Alangkah baiknya Kis. 2:1-11 dibaca dengan lebih saksama. Lukas di sini sedang membuat gambaran terjadinya mukjizat yang lebih besar daripada itu. Lidah api dan bahasa roh hanyalah sarana untuk memperjelas pesan yang mau disampaikannya.
Para rasul bukanlah siapa-siapa. Mereka hanyalah orang-orang kecil dan sederhana, sebagaimana tampak dalam profesi beberapa dari mereka yang adalah para nelayan. Namun, berkat mereka, pewartaan Kabar Baik berkembang dengan pesat, menjangkau tempat-tempat yang jauh. Pewartaan itu diterima pula oleh orang dari berbagai bangsa, tidak terbatas pada orang Yahudi saja. Banyak dari orang-orang itu yang kemudian membuka hatinya bagi Yesus. Mereka tergerak untuk mengikut jejak-Nya dan menjadi murid-Nya.
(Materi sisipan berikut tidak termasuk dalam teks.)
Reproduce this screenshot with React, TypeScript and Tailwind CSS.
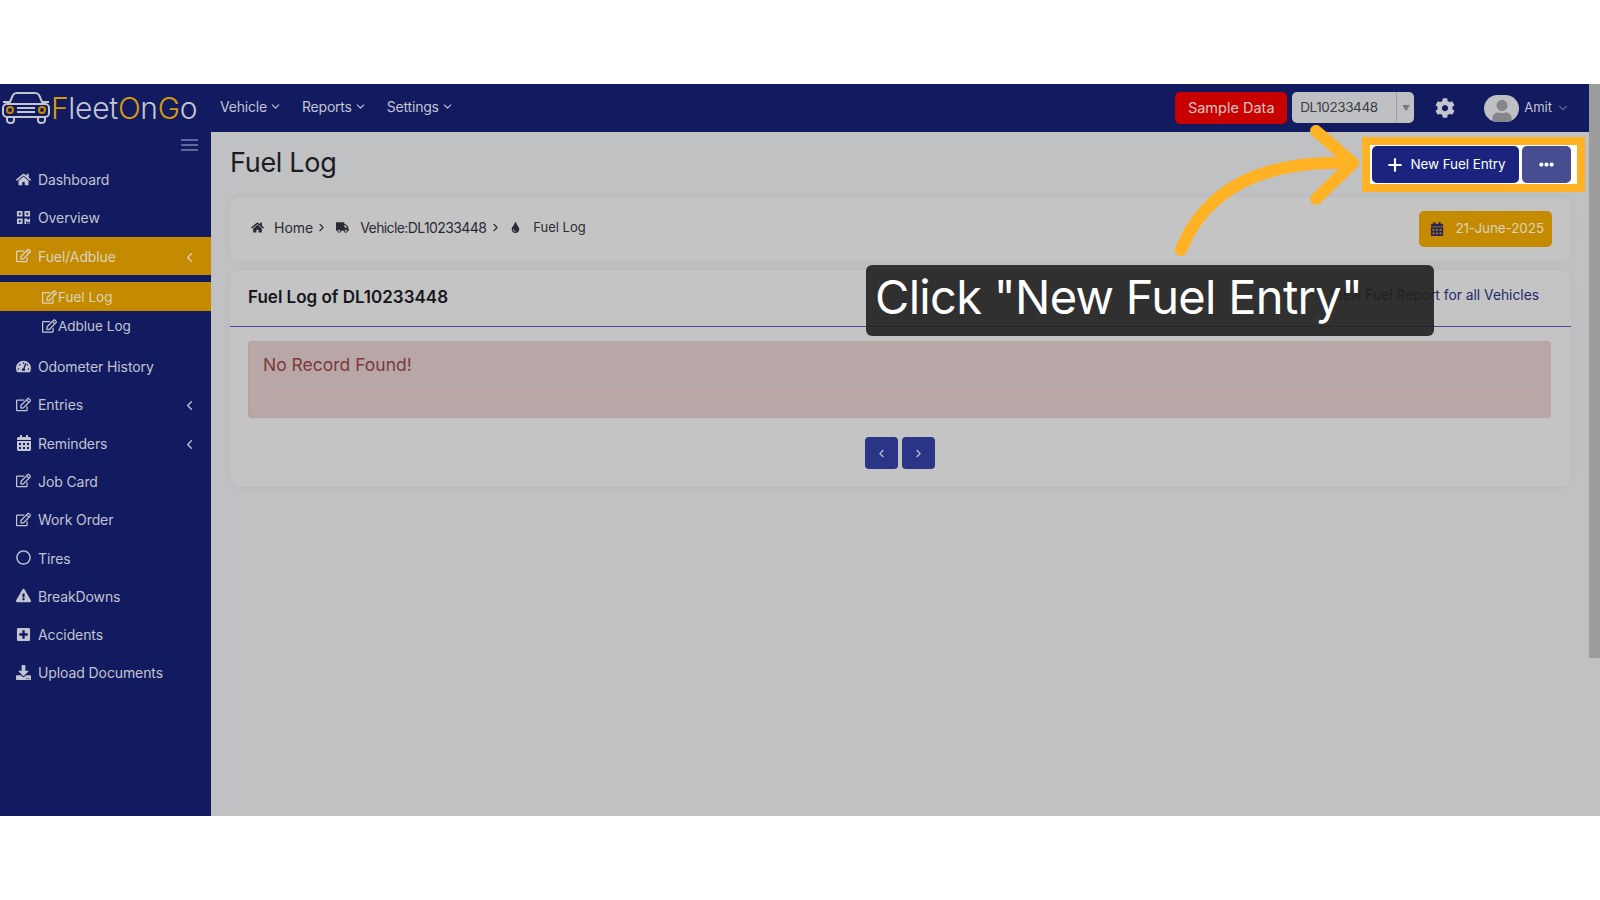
import React from "react";
import { FaHome, FaQrcode, FaRegEdit, FaTachometerAlt, FaCalendarAlt, FaRegCircle, FaExclamationTriangle, FaPlusSquare, FaDownload, FaCog, FaTruck, FaTint, FaUser, FaEllipsisH } from "react-icons/fa";
import { FiChevronDown, FiChevronLeft, FiChevronRight, FiPlus } from "react-icons/fi";

const font = { fontFamily: "Inter, 'Noto Sans', sans-serif" };

function Item({ icon, label, arrow, active }: { icon: React.ReactNode; label: string; arrow?: boolean; active?: boolean }) {
  return (
    <div className={`flex h-[38.3px] items-center pl-[16px] pr-[14px] text-[14px] tracking-[-0.1px] text-[#c3c5d0] ${active ? "bg-[#c48a00] text-[#d9d3bf]" : ""}`}>
      <span className="mb-[1px] flex w-[22px] shrink-0 items-center text-[15px]">{icon}</span>
      <span className="flex-1">{label}</span>
      {arrow && <FiChevronLeft className="mt-[2px] text-[15px]" />}
    </div>
  );
}

function Sub({ label, active }: { label: string; active?: boolean }) {
  return (
    <div className={`flex h-[29px] items-center pl-[42px] text-[13.5px] text-[#c3c5d0] ${active ? "bg-[#c48a00] text-[#d9d3bf]" : ""}`}>
      <FaRegEdit className="mr-[1px] w-[15px] text-[14px]" />
      <span>{label}</span>
    </div>
  );
}

function NavMenu({ label }: { label: string }) {
  return (
    <div className="flex items-center gap-[2px] text-[14px] tracking-[-0.2px] text-[#c3c5d0]">
      {label}
      <FiChevronDown className="text-[13px]" />
    </div>
  );
}

export default function App() {
  return (
    <div className="relative flex h-[900px] w-[1600px] flex-col overflow-hidden bg-white" style={font}>
      <div className="h-[84px]" />
      <div className="flex h-[732px]">
        <div className="flex min-w-0 flex-1 flex-col">
          <header className="flex h-[48px] items-center bg-[#121a60]">
            <div className="flex w-[220px] shrink-0 items-center pl-[1px]">
              <svg viewBox="0 0 50 34" className="mb-[1px] h-[34px] w-[50px]" fill="none" stroke="#c3c5d0" strokeWidth="2">
                <path d="M8 13 L12 4 Q13 2 16 2 H34 Q37 2 38 4 L42 13" />
                <path d="M2 11 H8 V14 M48 11 H42 V14" />
                <rect x="2" y="13" width="46" height="13" rx="4" />
                <path d="M6 26 V29 Q6 32 10 32 Q13 32 13 29 V26 M37 26 V29 Q37 32 40 32 Q44 32 44 29 V26" />
                <path d="M16 17 H34 M16 21 H34" />
                <circle cx="9" cy="19" r="3" stroke="#c48a00" />
                <circle cx="41" cy="19" r="3" stroke="#c48a00" />
              </svg>
              <span className="mb-[1px] text-[30px] font-light leading-none tracking-[-0.3px] text-[#c3c5d0]">
                <span className="text-[#d39a10]">F</span>leet<span className="text-[#d39a10]">O</span>n<span className="text-[#d39a10]">G</span>o
              </span>
            </div>
            <nav className="mb-[3px] flex items-center gap-[20px]">
              <NavMenu label="Vehicle" />
              <NavMenu label="Reports" />
              <NavMenu label="Settings" />
            </nav>
            <div className="ml-auto flex items-center pr-[19px]">
              <div className="flex h-[32px] w-[112px] items-center justify-center rounded-[5px] bg-[#c80000] text-[14.5px] text-[#d8c4c4]">Sample Data</div>
              <div className="mb-[1px] ml-[5px] flex h-[31px] w-[122px] items-center rounded-[5px] bg-[#bfc0c3] text-[13.5px] tracking-[-0.4px] text-[#3c3c46]">
                <span className="flex-1 pl-[8px]">DL10233448</span>
                <span className="flex h-full w-[18px] items-center justify-center border-l border-[#a0a0a4] text-[8px] text-[#77777c]">▼</span>
              </div>
              <FaCog className="ml-[21px] text-[20px] text-[#c3c5d0]" />
              <div className="ml-[29px] flex h-[27px] w-[35px] items-end justify-center overflow-hidden rounded-full bg-[#bfc0c3] text-[22px] text-[#85858c]">
                <FaUser />
              </div>
              <span className="mb-[1px] ml-[5px] text-[13px] text-[#c3c5d0]">Amit</span>
              <FiChevronDown className="ml-[4px] text-[14px] text-[#5a6290]" />
            </div>
          </header>
          <div className="flex min-h-0 flex-1">
            <aside className="w-[211px] shrink-0 bg-[#121a60]">
              <div className="flex h-[28.5px] items-start justify-end pr-[13px] pt-[7px]">
                <div className="flex w-[17px] flex-col gap-[3px]">
                  <div className="h-[2px] bg-[#5d6a9c]" />
                  <div className="h-[2px] bg-[#5d6a9c]" />
                  <div className="h-[2px] bg-[#5d6a9c]" />
                </div>
              </div>
              <Item icon={<FaHome />} label="Dashboard" />
              <Item icon={<FaQrcode />} label="Overview" />
              <Item icon={<FaRegEdit />} label="Fuel/Adblue" arrow active />
              <div className="py-[7px]">
                <Sub label="Fuel Log" active />
                <Sub label="Adblue Log" />
              </div>
              <Item icon={<FaTachometerAlt />} label="Odometer History" />
              <Item icon={<FaRegEdit />} label="Entries" arrow />
              <Item icon={<FaCalendarAlt className="text-[16px]" />} label="Reminders" arrow />
              <Item icon={<FaRegEdit />} label="Job Card" />
              <Item icon={<FaRegEdit />} label="Work Order" />
              <Item icon={<FaRegCircle />} label="Tires" />
              <Item icon={<FaExclamationTriangle />} label="BreakDowns" />
              <Item icon={<FaPlusSquare />} label="Accidents" />
              <Item icon={<FaDownload />} label="Upload Documents" />
            </aside>
            <main className="min-w-0 flex-1 bg-[#c0c1c3] pl-[19px] pr-[18px]">
              <div className="flex h-[65px] items-center justify-between">
                <h1 className="mb-[3px] text-[27px] tracking-[-0.3px] text-[#1c1c22]">Fuel Log</h1>
                <div className="mr-[-6px] flex gap-[3px] bg-white py-[1px] pl-[2px] pr-[6px] outline-[8px] outline-[#ffb224]">
                  <button className="flex h-[37px] w-[147px] items-center justify-center gap-[5px] rounded-[5px] bg-[#1a237e] text-[13.5px] tracking-[-0.1px] text-white">
                    <FiPlus className="text-[20px]" strokeWidth={2.6} />New Fuel Entry
                  </button>
                  <button className="flex h-[37px] w-[49px] items-center justify-center rounded-[5px] bg-[#464e91] text-[15px] text-white">
                    <FaEllipsisH />
                  </button>
                </div>
              </div>
              <section className="flex h-[64px] items-center justify-between rounded-[10px] bg-[#c4c4c4] pl-[21px] pr-[19px] text-[14px] text-[#2a2a36] shadow-[0_0_8px_rgba(0,0,0,0.04)]">
                <div className="mb-[3px] flex items-center">
                  <FaHome className="text-[13px]" />
                  <span className="ml-[10px]">Home</span>
                  <FiChevronRight className="ml-[2px] text-[13px]" />
                  <FaTruck className="ml-[8px] text-[13px]" />
                  <span className="ml-[11px] tracking-[-0.6px]">Vehicle:DL10233448</span>
                  <FiChevronRight className="ml-[3px] text-[13px]" />
                  <FaTint className="ml-[8px] text-[11px]" />
                  <span className="ml-[12px] text-[13px]">Fuel Log</span>
                </div>
                <div className="flex h-[36px] w-[133px] items-center justify-end gap-[11px] rounded-[5px] bg-[#c48a00] pb-[1px] pr-[8px] text-[13.5px] tracking-[-0.1px] text-[#d9d3bf]">
                  <FaCalendarAlt className="text-[14px] text-[#25255a]" />21-June-2025
                </div>
              </section>
              <section className="mt-[9px] h-[217px] rounded-[10px] bg-[#c4c4c4] shadow-[0_0_8px_rgba(0,0,0,0.04)]">
                <div className="flex h-[57px] items-center justify-between border-b border-[#3f4a9a] pl-[18px] pr-[32px]">
                  <h2 className="text-[17px] font-semibold text-[#16161c]">Fuel Log of DL10233448</h2>
                  <span className="mb-[6px] text-[13.8px] text-[#232a6c]">View Fuel Report for all Vehicles</span>
                </div>
                <div className="pl-[18px] pr-[20px] pt-[14px]">
                  <div className="h-[77px] rounded-[3px] border border-[#b5a3a3] bg-[#b9a7a7] px-[14px] pt-[10px]">
                    <div className="h-[33px] border-b border-[#a9a9b5] text-[17.5px] text-[#7a3a3a]">No Record Found!</div>
                  </div>
                  <div className="mt-[19px] flex justify-center gap-[4px]">
                    <button className="flex h-[32px] w-[33px] items-center justify-center rounded-[4px] bg-[#2a3587] text-[13px] text-[#c3c5d0]"><FiChevronLeft /></button>
                    <button className="flex h-[32px] w-[33px] items-center justify-center rounded-[4px] bg-[#2a3587] text-[13px] text-[#c3c5d0]"><FiChevronRight /></button>
                  </div>
                </div>
              </section>
            </main>
          </div>
        </div>
        <div className="w-[11px] shrink-0 bg-[#c0c1c3]">
          <div className="h-[574px] bg-[#9c9c9c]" />
        </div>
      </div>
      <svg className="pointer-events-none absolute left-0 top-0" width="1600" height="900" fill="none" stroke="#ffb224" strokeWidth="12" strokeLinecap="round" strokeLinejoin="round">
        <path d="M1181 250 C1205 190 1260 160 1350 163" />
        <path d="M1316 131 L1353 163 L1316 199" />
      </svg>
      <div className="absolute left-[866px] top-[265px] flex h-[71px] w-[568px] items-center rounded-[6px] bg-[#202020]/90 pb-[9px] pl-[9px] text-[47px] leading-none tracking-[-0.7px] text-white">
        Click "New Fuel Entry"
      </div>
    </div>
  );
}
Ketika Lukas menulis Kisah Para Rasul pada paruh kedua abad pertama, ia merenung-renungkan hal itu dengan takjub. Tidak terbayangkan sebelumnya bahwa Injil bisa menembus sekat suku dan bangsa yang selama ini memisah-misahkan manusia. Tidak terbayangkan pula bahwa pekerjaan besar itu ternyata dilakukan oleh orang-orang kecil yang keberadaannya banyak dipandang sebelah mata.
Bagaimana mungkin Petrus dan kawan-kawan bisa melakukan hal itu? Bukankah mereka sendiri ketakutan dan nyaris membubarkan diri setelah Yesus disalibkan? Bagaimana mungkin orang banyak mau mendengarkan suara para rasul? Para rasul bukan orang penting, bukan penguasa, bukan pula kaum terpelajar. Adakah rasul-rasul itu disertai kekuatan misterius ketika mereka mewartakan Injil?
Saudara-saudari sekalian, inilah mukjizat besar yang terjadi pada saat itu, yakni bahwa Kabar Baik dapat tersebar ke seluruh penjuru dunia. Yesus telah dibunuh; para murid diancam; jemaat Kristen perdana dianiaya; semua itu nyatanya tidak membuat Injil jadi kerdil dan mati. Karya Allah tidak mungkin dihalangi manusia. Allah sendiri berkenan mencurahkan Roh-Nya, Roh yang memampukan orang-orang yang percaya kepada Yesus untuk bersaksi dan menyatakan iman mereka. Seperti tampak dalam pengalaman jemaat perdana, di luar dugaan, banyak orang ternyata menyambut baik kesaksian mereka. Ini terjadi bukan karena mereka hebat dalam berkhotbah, tetapi semata-mata karena Roh Kudus berkenan membuka hati orang-orang yang mereka sapa.